Lawmakers Reach Late Tax-Break Deal

Congressional leaders struck a tax-policy deal late Monday, capping a long weekend of negotiations with an agreement that will extend lapsed and expiring tax breaks but won’t be as expansive as many lawmakers had hoped, The Wall Street Journal reported.

The extended breaks included incentives for biodiesel producers, which expired at the end of 2017 but would last through 2022 if enacted. A more generous medical-expense deduction for individuals that lapsed at the end of 2018 would run through 2020. A tax credit for short-line railroad maintenance would last through 2022. Breaks for brewers and distillers set to lapse this year would continue through 2020.

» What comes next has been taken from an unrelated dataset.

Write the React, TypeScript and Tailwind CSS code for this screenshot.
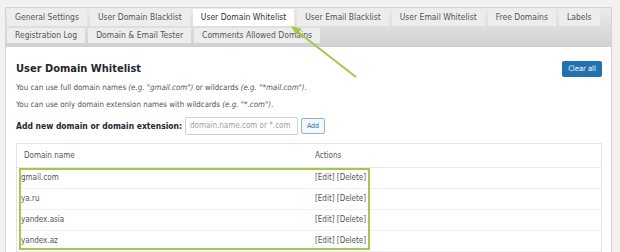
import React from 'react';

const row1 = [
  'General Settings',
  'User Domain Blacklist',
  'User Domain Whitelist',
  'User Email Blacklist',
  'User Email Whitelist',
  'Free Domains',
  'Labels',
];
const row2 = ['Registration Log', 'Domain & Email Tester', 'Comments Allowed Domains'];
const domains = ['gmail.com', 'ya.ru', 'yandex.asia', 'yandex.az'];

function Tab({ label, active }: { label: string; active?: boolean }) {
  return (
    <div
      className={
        active
          ? 'h-full px-[8px] flex items-center bg-white text-[#333] text-[8.5px] whitespace-nowrap'
          : 'h-full px-[8px] flex items-center bg-[#ededed] text-[#555] text-[8.5px] whitespace-nowrap'
      }
    >
      {label}
    </div>
  );
}

export default function App() {
  return (
    <div className="relative w-[620px] h-[252px] overflow-hidden bg-[#f1f1f1] pt-[7px] pl-[5px] pr-[8px] font-['DejaVu_Sans_Condensed','DejaVu_Sans',sans-serif]">
      <div className="h-[260px] border border-[#d4d4d4] bg-white">
        {/* Tab bar */}
        <div className="h-[39px] pt-[1px] pl-[1px] flex flex-col gap-[2px] bg-gradient-to-b from-[#ebebeb] to-[#d0d0d0]">
          <div className="h-[17px] flex gap-[3px]">
            {row1.map((t) => (
              <Tab key={t} label={t} active={t === 'User Domain Whitelist'} />
            ))}
          </div>
          <div className="h-[15px] flex gap-[3px]">
            {row2.map((t) => (
              <Tab key={t} label={t} />
            ))}
          </div>
        </div>

        <div className="pl-[10px] pr-[9px]">
          <div className="mt-[12px] h-[20px] flex items-center justify-between">
            <h2 className="text-[11px] font-bold text-[#23282d]">User Domain Whitelist</h2>
            <button className="h-[16px] w-[40px] rounded-[2px] bg-[#2271b1] text-white text-[7.5px] flex items-center justify-center">
              Clear all
            </button>
          </div>

          <p className="mt-[4px] h-[10px] leading-[10px] text-[7.9px] text-[#555]">
            You can use full domain names <i>(e.g. "gmail.com")</i> or wildcards <i>(e.g. "*mail.com")</i>.
          </p>
          <p className="mt-[7px] h-[10px] leading-[10px] text-[7.9px] text-[#555]">
            You can use only domain extension names with wildcards <i>(e.g. "*.com")</i>.
          </p>

          <div className="mt-[7px] h-[18px] flex items-center">
            <span className="text-[8.5px] font-bold text-[#23282d] w-[169px]">
              Add new domain or domain extension:
            </span>
            <div className="h-[18px] w-[113px] border border-[#d0d0d0] rounded-[2px] flex items-center pl-[4px] overflow-hidden">
              <span className="text-[8px] text-[#a0a0a0] whitespace-nowrap">domain.name.com or *.com</span>
            </div>
            <button className="ml-[3px] h-[16px] w-[24px] border border-[#8fb3d6] rounded-[2px] bg-[#f6f7f7] text-[#2271b1] text-[7px] flex items-center justify-center">
              Add
            </button>
          </div>

          {/* Table */}
          <div className="mt-[8px] border border-[#e3e3e3] text-[8px] text-[#555]">
            <div className="h-[24px] flex items-center border-b border-[#e8e8e8]">
              <div className="w-[298px] pl-[7px]">Domain name</div>
              <div>Actions</div>
            </div>
            {domains.map((d) => (
              <div key={d} className="h-[21px] flex items-center border-b border-[#f0f0f0]">
                <div className="w-[298px] pl-[4px]">{d}</div>
                <div>[Edit] [Delete]</div>
              </div>
            ))}
          </div>
        </div>
      </div>

      {/* annotation overlay */}
      <div className="absolute left-[19px] top-[168px] w-[351px] h-[82px] border-2 border-[#a3c94a]" />
      <svg className="absolute left-0 top-0" width="620" height="252" viewBox="0 0 620 252">
        <line x1="294" y1="29" x2="356" y2="77" stroke="#a3c94a" strokeWidth="2" />
        <polygon points="291,26 302,29 296,35" fill="#a3c94a" />
      </svg>
    </div>
  );
}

The measures are being added to a spending bill slated for passage this week before Congress finishes its work for the year. But lawmakers came up short of a broader tax deal that some had sought. As late as Monday evening, they were discussing making some of the tax breaks permanent, the Journal adds.

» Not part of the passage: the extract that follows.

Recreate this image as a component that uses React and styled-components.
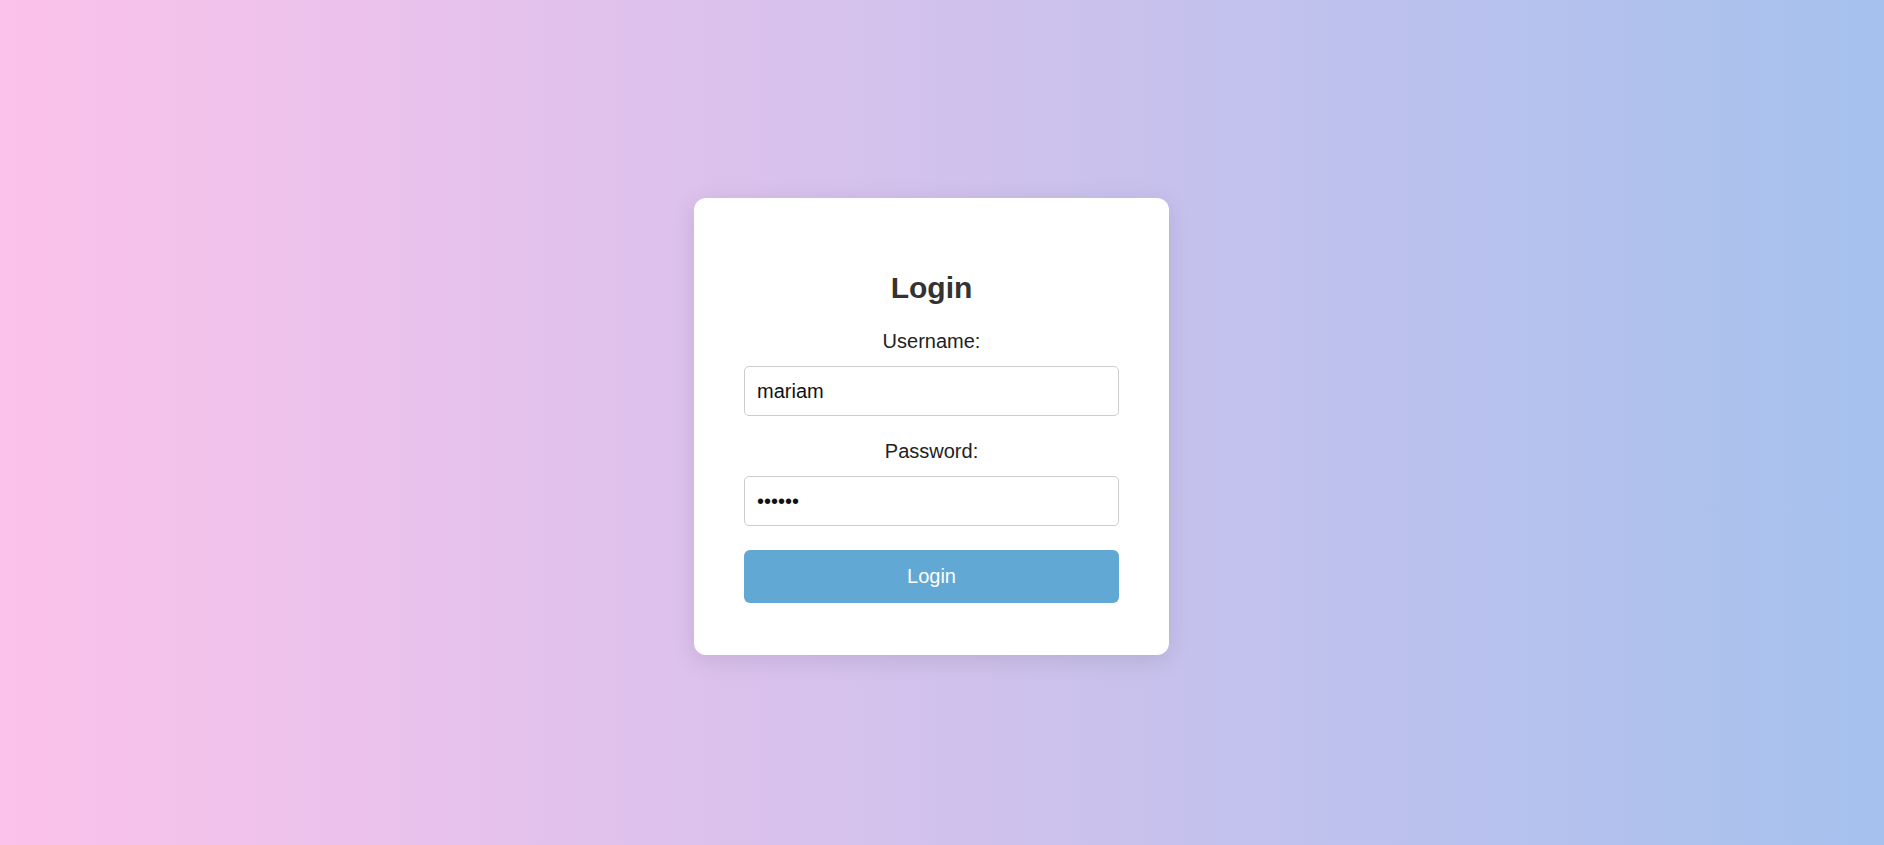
import React, { useState } from "react";
import styled, { createGlobalStyle } from "styled-components";

const GlobalStyle = createGlobalStyle`
	html, body {
		margin: 0;
		padding: 0;
	}
	body {
		font-family: "Liberation Sans", Arial, sans-serif;
	}
`;

const Page = styled.div`
	display: flex;
	align-items: center;
	justify-content: center;
	min-height: 100vh;
	box-sizing: border-box;
	padding: 8px 21px 0 0;
	background: linear-gradient(to right, #fbc2eb, #a6c1ee);
`;

const Card = styled.form`
	width: 475px;
	box-sizing: border-box;
	padding: 50px 50px 52px;
	background-color: white;
	border-radius: 12px;
	box-shadow: 0 5px 25px rgba(0, 0, 0, 0.1);
	display: flex;
	flex-direction: column;
`;

const Title = styled.h2`
	margin: 23px 0 25px;
	font-size: 30px;
	line-height: 34px;
	font-weight: bold;
	color: #333;
	text-align: center;
`;

const Label = styled.label`
	display: block;
	margin-bottom: 14px;
	font-size: 20px;
	line-height: 22px;
	color: #222;
	text-align: center;
`;

const Input = styled.input`
	display: block;
	width: 100%;
	height: 50px;
	box-sizing: border-box;
	margin-bottom: 24px;
	padding: 0 12px;
	border: 1px solid #ccc;
	border-radius: 5px;
	font-family: inherit;
	font-size: 20px;
	color: #111;
	outline: none;
`;

const Button = styled.button`
	width: 100%;
	height: 53px;
	border: none;
	border-radius: 6px;
	background-color: #62a8d4;
	color: white;
	font-family: inherit;
	font-size: 20px;
	cursor: pointer;

	:hover {
		background-color: #4f98c6;
	}
`;

export default function App() {
	const [username, setUsername] = useState("mariam");
	const [password, setPassword] = useState("123456");

	return (
		<>
			<GlobalStyle />
			<Page>
				<Card onSubmit={(e) => e.preventDefault()}>
					<Title>Login</Title>
					<Label htmlFor="username">Username:</Label>
					<Input
						id="username"
						type="text"
						value={username}
						onChange={(e) => setUsername(e.target.value)}
					/>
					<Label htmlFor="password">Password:</Label>
					<Input
						id="password"
						type="password"
						value={password}
						onChange={(e) => setPassword(e.target.value)}
					/>
					<Button type="submit">Login</Button>
				</Card>
			</Page>
		</>
	);
}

Democrats didn’t get tax-break expansions for renewable energy or electric vehicles and didn’t get the tax credits for low-income families that they had sought. And Republicans didn’t get to fix an error in the Tax Cuts and Jobs Act of 2017 that has slowed building renovations, the Journal noted.

The result is a deal that largely maintains the status quo or revives dead tax breaks, which will placate businesses temporarily. It also sets Congress up for another mixed bag of a tax bill next year or in 2021.

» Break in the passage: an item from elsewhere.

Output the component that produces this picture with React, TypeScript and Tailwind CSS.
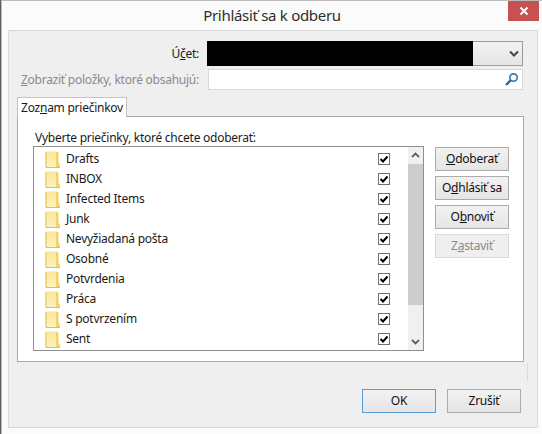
const folders = ["Drafts","INBOX","Infected Items","Junk","Nevyžiadaná pošta","Osobné","Potvrdenia","Práca","S potvrzením","Sent",""];

function Folder() {
  return (
    <svg width="16" height="19" viewBox="0 0 16 19" className="shrink-0">
      <defs>
        <linearGradient id="fg" x1="0" y1="0" x2="0" y2="1">
          <stop offset="0" stopColor="#fbe795" />
          <stop offset="1" stopColor="#fdf2bd" />
        </linearGradient>
      </defs>
      <path d="M1 3 Q1 1.5 2.5 1.5 L11 1.5 Q12.5 1.5 12.5 3 L12.5 17.5 L1 17.5 Z" fill="url(#fg)" />
      <path d="M1 1.8 L1 17.5" stroke="#ecc95f" strokeWidth="1.4" />
      <path d="M11 1.5 L13.5 2.5 L13.5 12 L15 15.5 L15 17.5 L11 17.5 Z" fill="#f4d268" />
      <path d="M1 17.5 L15 17.5" stroke="#dfbf5a" strokeWidth="1" />
    </svg>
  );
}

function Check() {
  return (
    <div className="w-[12px] h-[12px] border border-[#707070] bg-white flex items-center justify-center shrink-0">
      <svg width="10" height="10" viewBox="0 0 10 10">
        <path d="M1.5 5 L4 7.5 L8.5 2.5" fill="none" stroke="#000" strokeWidth="2" />
      </svg>
    </div>
  );
}

function Btn({ children, disabled, primary, w = "w-[74px]" }: { children: React.ReactNode; disabled?: boolean; primary?: boolean; w?: string }) {
  const tone = disabled
    ? "border-[#d9d9d9] bg-[#efefef] text-[#8a8a8a]"
    : primary
    ? "border-[#5b9bd5] bg-gradient-to-b from-[#f2f2f2] to-[#e5e5e5] text-[#111]"
    : "border-[#acacac] bg-gradient-to-b from-[#f2f2f2] to-[#e5e5e5] text-[#111]";
  return (
    <div className={`${w} h-[24px] border ${tone} flex items-center justify-center text-[12px] leading-none`}>
      <span>{children}</span>
    </div>
  );
}

export default function App() {
  return (
    <div className="w-[542px] h-[434px] bg-[#585f68] overflow-hidden" style={{ fontFamily: '"Noto Sans", sans-serif' }}>
      <div className="relative ml-px h-[434px] border-t border-l border-[#bdbdbd] bg-[#fbfbfb]">
        <div className="h-[29px] flex items-center justify-center text-[15px] leading-none text-[#2e2e2e] tracking-[-0.3px]">
          Prihlásiť sa k odberu
        </div>
        <div className="absolute right-[3px] top-0 w-[31px] h-[20px] bg-[#c75050] flex items-center justify-center">
          <svg width="10" height="10" viewBox="0 0 10 10">
            <path d="M1.5 1.5 L8.5 8.5 M8.5 1.5 L1.5 8.5" stroke="#fff" strokeWidth="2" />
          </svg>
        </div>

        <div className="ml-[6px] w-[530px] h-[398px] border border-[#d9d9d9] bg-[#efefef] text-[12px] text-[#1a1a1a] tracking-[-0.25px]">
          <div className="flex items-center h-[25px] mt-[10px]">
            <div className="w-[190px] text-right leading-none"><span>Ú<span className="underline">č</span>et:</span></div>
            <div className="ml-[8px] w-[316px] h-[25px] border border-[#9a9a9a] bg-gradient-to-b from-[#f2f2f2] to-[#e5e5e5] flex items-center">
              <div className="w-[266px] -ml-px h-[25px] bg-black" />
              <svg width="10" height="8" viewBox="0 0 10 8" className="ml-auto mr-[3px]">
                <path d="M1 1.5 L5 5.5 L9 1.5" fill="none" stroke="#444" strokeWidth="2" />
              </svg>
            </div>
          </div>

          <div className="flex items-center h-[21px] mt-[3px]">
            <div className="w-[190px] text-right leading-none text-[#8a8a8a]"><span className="underline">Z</span>obraziť položky, ktoré obsahujú:</div>
            <div className="ml-[9px] w-[315px] h-[21px] border border-[#d9d9d9] bg-white flex items-center justify-end pr-[3px]">
              <svg width="15" height="15" viewBox="0 0 15 15">
                <circle cx="9.5" cy="5.5" r="3.7" fill="none" stroke="#3f78ac" strokeWidth="1.7" />
                <path d="M6.8 8.2 L2 13" stroke="#2f689c" strokeWidth="2.4" />
              </svg>
            </div>
          </div>

          <div className="ml-[8px] mt-[7px] w-[110px] h-[20px] border border-b-0 border-[#c4c4c4] bg-white flex items-center justify-center leading-none relative z-10">
            <span>Zoz<span className="underline">n</span>am priečinkov</span>
          </div>

          <div className="ml-[8px] -mt-px w-[507px] h-[246px] border border-[#a9a9a9] bg-white pl-[15px] pt-[13px]">
            <div className="h-[16px] leading-[16px] pl-[2px]">Vyberte priečinky, ktoré chcete odoberať:</div>
            <div className="flex items-start">
              <div className="w-[391px] h-[205px] border border-[#8f8f8f] flex overflow-hidden">
                <div className="w-[374px] h-[203px] overflow-hidden pt-[2px]">
                  {folders.map((f, i) => (
                    <div key={i} className="h-[20px] flex items-center pl-[11px] pr-[17px]">
                      <Folder />
                      <div className="ml-[5px] flex-1 text-[#1a1a1a]">{f}</div>
                      {f && <Check />}
                    </div>
                  ))}
                </div>
                <div className="w-[15px] ml-px h-[203px] bg-[#f0f0f0] flex flex-col">
                  <div className="h-[17px] flex items-center justify-center">
                    <svg width="9" height="7" viewBox="0 0 9 7"><path d="M1 5 L4.5 1.5 L8 5" fill="none" stroke="#606060" strokeWidth="1.8" /></svg>
                  </div>
                  <div className="h-[141px] bg-[#cdcdcd]" />
                  <div className="flex-1 flex items-end justify-center pb-[5px]">
                    <svg width="9" height="7" viewBox="0 0 9 7"><path d="M1 2 L4.5 5.5 L8 2" fill="none" stroke="#606060" strokeWidth="1.8" /></svg>
                  </div>
                </div>
              </div>
              <div className="ml-[11px] flex flex-col gap-[5px] mt-[1px]">
                <Btn><span className="underline">O</span>doberať</Btn>
                <Btn>O<span className="underline">d</span>hlásiť sa</Btn>
                <Btn>O<span className="underline">b</span>noviť</Btn>
                <Btn disabled>Z<span className="underline">a</span>staviť</Btn>
              </div>
            </div>
          </div>

          <div className="flex">
            <div className="ml-[518px] w-px h-[18px] mt-[1px] bg-[#dcdcdc]" />
          </div>

          <div className="flex mt-[8px] ml-[353px] gap-[11px]">
            <Btn primary>OK</Btn>
            <Btn>Zrušiť</Btn>
          </div>
        </div>
      </div>
    </div>
  );
}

Earlier Monday, congressional negotiators came to an agreement on other, much larger, tax provisions. Those included repeals of three taxes from the Affordable Care Act—part of a package that would reduce projected revenue by $377 billion over a decade—and a bipartisan retirement bill. The retirement bill also eliminates a tax increase, created by the 2017 law, that has been hurting survivors of deceased members of the military and some low-income students.

The tax deals reached Monday mark a victory of sorts for lawmakers who have been trying in vain to get the targeted tax breaks resolved. Sen. Chuck Grassley (R., Iowa) has been warning about the potentially dire consequences for the biodiesel industry without the incentives. Rep. Richard Neal (D., Mass.) has been trying to finish the retirement bill, which encourages the use of annuities, raises the minimum age for taxing mandatory retirement-account distributions and limits tax planning using inherited IRAs.